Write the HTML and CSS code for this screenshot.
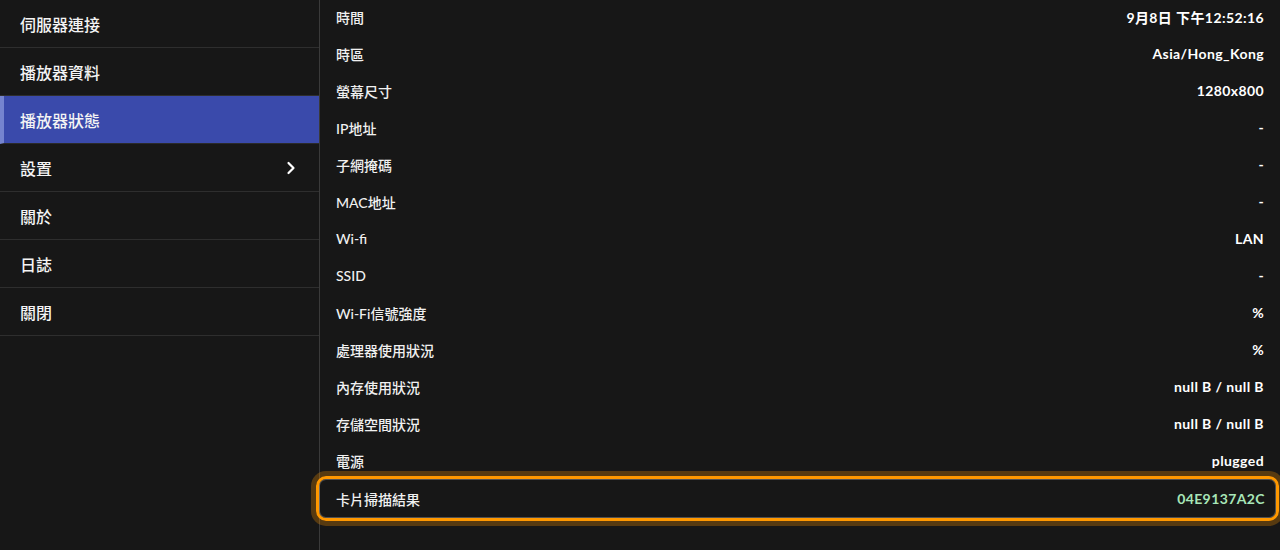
FILE: index.html
```html
<!DOCTYPE html>
<html lang="zh-Hant">
<head>
<meta charset="utf-8">
<title>播放器狀態</title>
<link rel="stylesheet" href="styles.css">
</head>
<body>
<div class="app">
  <nav class="sidebar">
    <div class="nav-item">伺服器連接</div>
    <div class="nav-item">播放器資料</div>
    <div class="nav-item active">播放器狀態</div>
    <div class="nav-item has-sub">設置
      <svg class="chev" width="10" height="14" viewBox="0 0 10 14"><path d="M2.5 2 L7.5 7 L2.5 12" fill="none" stroke="#ffffff" stroke-width="2.2" stroke-linecap="round" stroke-linejoin="round"/></svg>
    </div>
    <div class="nav-item">關於</div>
    <div class="nav-item">日誌</div>
    <div class="nav-item">關閉</div>
  </nav>
  <main class="content">
    <div class="rows">
      <div class="row"><span class="label">時間</span><span class="value">9月8日 下午12:52:16</span></div>
      <div class="row"><span class="label">時區</span><span class="value">Asia/Hong_Kong</span></div>
      <div class="row"><span class="label">螢幕尺寸</span><span class="value">1280x800</span></div>
      <div class="row"><span class="label">IP地址</span><span class="value">-</span></div>
      <div class="row"><span class="label">子網掩碼</span><span class="value">-</span></div>
      <div class="row"><span class="label">MAC地址</span><span class="value">-</span></div>
      <div class="row"><span class="label">Wi-fi</span><span class="value">LAN</span></div>
      <div class="row"><span class="label">SSID</span><span class="value">-</span></div>
      <div class="row"><span class="label">Wi-Fi信號強度</span><span class="value">%</span></div>
      <div class="row"><span class="label">處理器使用狀況</span><span class="value">%</span></div>
      <div class="row"><span class="label">內存使用狀況</span><span class="value">null B / null B</span></div>
      <div class="row"><span class="label">存儲空間狀況</span><span class="value">null B / null B</span></div>
      <div class="row"><span class="label">電源</span><span class="value">plugged</span></div>
      <div class="row card"><span class="label">卡片掃描結果</span><span class="value green">04E9137A2C</span></div>
    </div>
  </main>
</div>
</body>
</html>
```
FILE: styles.css
```css
* { box-sizing: border-box; }
html, body {
  margin: 0;
  padding: 0;
  background: #171717;
  height: 100%;
  overflow: hidden;
}
body {
  font-family: "Lato", "Noto Sans CJK TC", sans-serif;
  color: #f2f2f2;
}
.app {
  display: flex;
  height: 550px;
}
.sidebar {
  width: 320px;
  flex: 0 0 320px;
  border-right: 1px solid #3a3a3a;
  background: #171717;
}
.nav-item {
  height: 48px;
  display: flex;
  align-items: center;
  justify-content: space-between;
  padding: 0 23px 0 20px;
  font-size: 16px;
  font-weight: 500;
  border-bottom: 1px solid #2e2e2e;
  color: #f4f4f4;
}
.nav-item.active {
  background: #3a4aab;
  border-left: 4px solid #7584cf;
  padding-left: 16px;
  border-bottom-color: #2a2a2a;
}
.chev { display: block; }
.content {
  flex: 1;
  padding: 0 16px;
}
.rows {
  margin-top: -2px;
}
.row {
  height: 37px;
  display: flex;
  align-items: center;
  justify-content: space-between;
  font-size: 14px;
}
.label {
  font-weight: 500;
  color: #f0f0f0;
}
.value {
  font-weight: 700;
  color: #ffffff;
  letter-spacing: 0.4px;
}
.value.green { color: #a8e6b8; }
.row.card {
  margin: -3px -15px 0 -20px;
  height: 45px;
  padding: 0 11px 0 17px;
  border: 3px solid #ff9800;
  border-radius: 10px;
  box-shadow: inset 0 0 0 1px rgba(255,255,255,0.25), 0 0 0 5px rgba(255,152,0,0.28);
}
```
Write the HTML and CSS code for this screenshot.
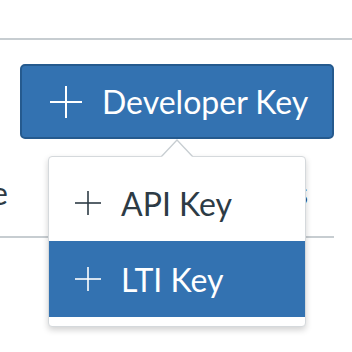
FILE: index.html
```html
<!DOCTYPE html>
<html lang="en">
<head>
  <meta charset="UTF-8">
  <title>Developer Keys</title>
  <link rel="stylesheet" href="styles.css">
</head>
<body>
  <div class="page">
    <div class="header"></div>

    <div class="actions">
      <button class="add-key">
        <svg class="plus" width="32" height="32" viewBox="0 0 32 32">
          <line x1="16" y1="0" x2="16" y2="32" />
          <line x1="0" y1="16" x2="32" y2="16" />
        </svg>
        <span>Developer Key</span>
      </button>
    </div>

    <!-- tab bar sits behind the menu -->
    <div class="tabs">
      <span class="tab tab-first">Inheritance</span>
      <span class="tab tab-second">Keys</span>
    </div>

    <ul class="key-menu">
      <li class="menu-item">
        <svg class="plus small" width="26" height="26" viewBox="0 0 26 26">
          <line x1="13" y1="1" x2="13" y2="25" />
          <line x1="0" y1="13" x2="26" y2="13" />
        </svg>
        <span>API Key</span>
      </li>
      <li class="menu-item active">
        <svg class="plus small" width="26" height="26" viewBox="0 0 26 26">
          <line x1="13" y1="1" x2="13" y2="25" />
          <line x1="0" y1="13" x2="26" y2="13" />
        </svg>
        <span>LTI Key</span>
      </li>
    </ul>
  </div>
</body>
</html>
```

FILE: styles.css
```css
* {
  margin: 0;
  padding: 0;
  box-sizing: border-box;
}

body {
  font-family: Lato, 'Open Sans', sans-serif;
  background: #fff;
  color: #2d3b45;
}

.page {
  position: relative;
  width: 352px;
  height: 352px;
  overflow: hidden;
}

.header {
  height: 40px;
  border-bottom: 2px solid #c7cdd1;
}

.actions {
  display: flex;
  justify-content: flex-end;
  padding: 24px 18px 0 0;
}

.add-key {
  display: flex;
  align-items: center;
  gap: 20px;
  width: 314px;
  height: 75px;
  padding: 0 0 0 28px;
  background: #3372b1;
  border: 2px solid #255a8e;
  border-radius: 5px;
  color: #fff;
  font-family: inherit;
  font-size: 32px;
  cursor: pointer;
}

.plus line {
  stroke: currentColor;
  stroke-width: 2;
}

.plus.small line {
  stroke-width: 1.6;
}

.tabs {
  display: flex;
  height: 99px;
  border-bottom: 2px solid #c7cdd1;
  width: 334px;
  font-size: 32px;
  align-items: center;
  padding-top: 10px;
}

.tab {
  white-space: nowrap;
}

.tab-first {
  margin-left: -150px;
}

.tab-second {
  margin-left: auto;
  margin-right: 26px;
}

.key-menu {
  position: absolute;
  left: 48px;
  top: 156px;
  width: 258px;
  list-style: none;
  padding: 8px 0 9px;
  background: #fff;
  border: 1px solid #d5d9dc;
  border-radius: 4px;
  box-shadow: 0 3px 6px rgba(0, 0, 0, 0.18);
}

.key-menu::before,
.key-menu::after {
  content: "";
  position: absolute;
  left: 112px;
  border-left: 16px solid transparent;
  border-right: 16px solid transparent;
}

.key-menu::before {
  top: -18px;
  border-bottom: 17px solid #c7cdd1;
}

.key-menu::after {
  top: -16px;
  border-bottom: 17px solid #fff;
}

.menu-item {
  display: flex;
  align-items: center;
  gap: 20px;
  height: 76px;
  padding-left: 26px;
  font-size: 32px;
  color: #2d3b45;
}

.menu-item.active {
  background: #3372b1;
  color: #fff;
}
```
═══
What is asked |
Repeat all the data as it stands, dropping any images it holds.

Exercise answer |
Write the HTML and CSS code for this screenshot.
FILE: index.html
```html
<!DOCTYPE html>
<html lang="zh-Hant">
<head>
<meta charset="utf-8">
<title>播放器狀態</title>
<link rel="stylesheet" href="styles.css">
</head>
<body>
<div class="app">
  <nav class="sidebar">
    <div class="nav-item">伺服器連接</div>
    <div class="nav-item">播放器資料</div>
    <div class="nav-item active">播放器狀態</div>
    <div class="nav-item has-sub">設置
      <svg class="chev" width="10" height="14" viewBox="0 0 10 14"><path d="M2.5 2 L7.5 7 L2.5 12" fill="none" stroke="#ffffff" stroke-width="2.2" stroke-linecap="round" stroke-linejoin="round"/></svg>
    </div>
    <div class="nav-item">關於</div>
    <div class="nav-item">日誌</div>
    <div class="nav-item">關閉</div>
  </nav>
  <main class="content">
    <div class="rows">
      <div class="row"><span class="label">時間</span><span class="value">9月8日 下午12:52:16</span></div>
      <div class="row"><span class="label">時區</span><span class="value">Asia/Hong_Kong</span></div>
      <div class="row"><span class="label">螢幕尺寸</span><span class="value">1280x800</span></div>
      <div class="row"><span class="label">IP地址</span><span class="value">-</span></div>
      <div class="row"><span class="label">子網掩碼</span><span class="value">-</span></div>
      <div class="row"><span class="label">MAC地址</span><span class="value">-</span></div>
      <div class="row"><span class="label">Wi-fi</span><span class="value">LAN</span></div>
      <div class="row"><span class="label">SSID</span><span class="value">-</span></div>
      <div class="row"><span class="label">Wi-Fi信號強度</span><span class="value">%</span></div>
      <div class="row"><span class="label">處理器使用狀況</span><span class="value">%</span></div>
      <div class="row"><span class="label">內存使用狀況</span><span class="value">null B / null B</span></div>
      <div class="row"><span class="label">存儲空間狀況</span><span class="value">null B / null B</span></div>
      <div class="row"><span class="label">電源</span><span class="value">plugged</span></div>
      <div class="row card"><span class="label">卡片掃描結果</span><span class="value green">04E9137A2C</span></div>
    </div>
  </main>
</div>
</body>
</html>
```
FILE: styles.css
```css
* { box-sizing: border-box; }
html, body {
  margin: 0;
  padding: 0;
  background: #171717;
  height: 100%;
  overflow: hidden;
}
body {
  font-family: "Lato", "Noto Sans CJK TC", sans-serif;
  color: #f2f2f2;
}
.app {
  display: flex;
  height: 550px;
}
.sidebar {
  width: 320px;
  flex: 0 0 320px;
  border-right: 1px solid #3a3a3a;
  background: #171717;
}
.nav-item {
  height: 48px;
  display: flex;
  align-items: center;
  justify-content: space-between;
  padding: 0 23px 0 20px;
  font-size: 16px;
  font-weight: 500;
  border-bottom: 1px solid #2e2e2e;
  color: #f4f4f4;
}
.nav-item.active {
  background: #3a4aab;
  border-left: 4px solid #7584cf;
  padding-left: 16px;
  border-bottom-color: #2a2a2a;
}
.chev { display: block; }
.content {
  flex: 1;
  padding: 0 16px;
}
.rows {
  margin-top: -2px;
}
.row {
  height: 37px;
  display: flex;
  align-items: center;
  justify-content: space-between;
  font-size: 14px;
}
.label {
  font-weight: 500;
  color: #f0f0f0;
}
.value {
  font-weight: 700;
  color: #ffffff;
  letter-spacing: 0.4px;
}
.value.green { color: #a8e6b8; }
.row.card {
  margin: -3px -15px 0 -20px;
  height: 45px;
  padding: 0 11px 0 17px;
  border: 3px solid #ff9800;
  border-radius: 10px;
  box-shadow: inset 0 0 0 1px rgba(255,255,255,0.25), 0 0 0 5px rgba(255,152,0,0.28);
}
```
Write the HTML and CSS code for this screenshot.
FILE: index.html
```html
<!DOCTYPE html>
<html lang="en">
<head>
  <meta charset="UTF-8">
  <title>Developer Keys</title>
  <link rel="stylesheet" href="styles.css">
</head>
<body>
  <div class="page">
    <div class="header"></div>

    <div class="actions">
      <button class="add-key">
        <svg class="plus" width="32" height="32" viewBox="0 0 32 32">
          <line x1="16" y1="0" x2="16" y2="32" />
          <line x1="0" y1="16" x2="32" y2="16" />
        </svg>
        <span>Developer Key</span>
      </button>
    </div>

    <!-- tab bar sits behind the menu -->
    <div class="tabs">
      <span class="tab tab-first">Inheritance</span>
      <span class="tab tab-second">Keys</span>
    </div>

    <ul class="key-menu">
      <li class="menu-item">
        <svg class="plus small" width="26" height="26" viewBox="0 0 26 26">
          <line x1="13" y1="1" x2="13" y2="25" />
          <line x1="0" y1="13" x2="26" y2="13" />
        </svg>
        <span>API Key</span>
      </li>
      <li class="menu-item active">
        <svg class="plus small" width="26" height="26" viewBox="0 0 26 26">
          <line x1="13" y1="1" x2="13" y2="25" />
          <line x1="0" y1="13" x2="26" y2="13" />
        </svg>
        <span>LTI Key</span>
      </li>
    </ul>
  </div>
</body>
</html>
```

FILE: styles.css
```css
* {
  margin: 0;
  padding: 0;
  box-sizing: border-box;
}

body {
  font-family: Lato, 'Open Sans', sans-serif;
  background: #fff;
  color: #2d3b45;
}

.page {
  position: relative;
  width: 352px;
  height: 352px;
  overflow: hidden;
}

.header {
  height: 40px;
  border-bottom: 2px solid #c7cdd1;
}

.actions {
  display: flex;
  justify-content: flex-end;
  padding: 24px 18px 0 0;
}

.add-key {
  display: flex;
  align-items: center;
  gap: 20px;
  width: 314px;
  height: 75px;
  padding: 0 0 0 28px;
  background: #3372b1;
  border: 2px solid #255a8e;
  border-radius: 5px;
  color: #fff;
  font-family: inherit;
  font-size: 32px;
  cursor: pointer;
}

.plus line {
  stroke: currentColor;
  stroke-width: 2;
}

.plus.small line {
  stroke-width: 1.6;
}

.tabs {
  display: flex;
  height: 99px;
  border-bottom: 2px solid #c7cdd1;
  width: 334px;
  font-size: 32px;
  align-items: center;
  padding-top: 10px;
}

.tab {
  white-space: nowrap;
}

.tab-first {
  margin-left: -150px;
}

.tab-second {
  margin-left: auto;
  margin-right: 26px;
}

.key-menu {
  position: absolute;
  left: 48px;
  top: 156px;
  width: 258px;
  list-style: none;
  padding: 8px 0 9px;
  background: #fff;
  border: 1px solid #d5d9dc;
  border-radius: 4px;
  box-shadow: 0 3px 6px rgba(0, 0, 0, 0.18);
}

.key-menu::before,
.key-menu::after {
  content: "";
  position: absolute;
  left: 112px;
  border-left: 16px solid transparent;
  border-right: 16px solid transparent;
}

.key-menu::before {
  top: -18px;
  border-bottom: 17px solid #c7cdd1;
}

.key-menu::after {
  top: -16px;
  border-bottom: 17px solid #fff;
}

.menu-item {
  display: flex;
  align-items: center;
  gap: 20px;
  height: 76px;
  padding-left: 26px;
  font-size: 32px;
  color: #2d3b45;
}

.menu-item.active {
  background: #3372b1;
  color: #fff;
}
```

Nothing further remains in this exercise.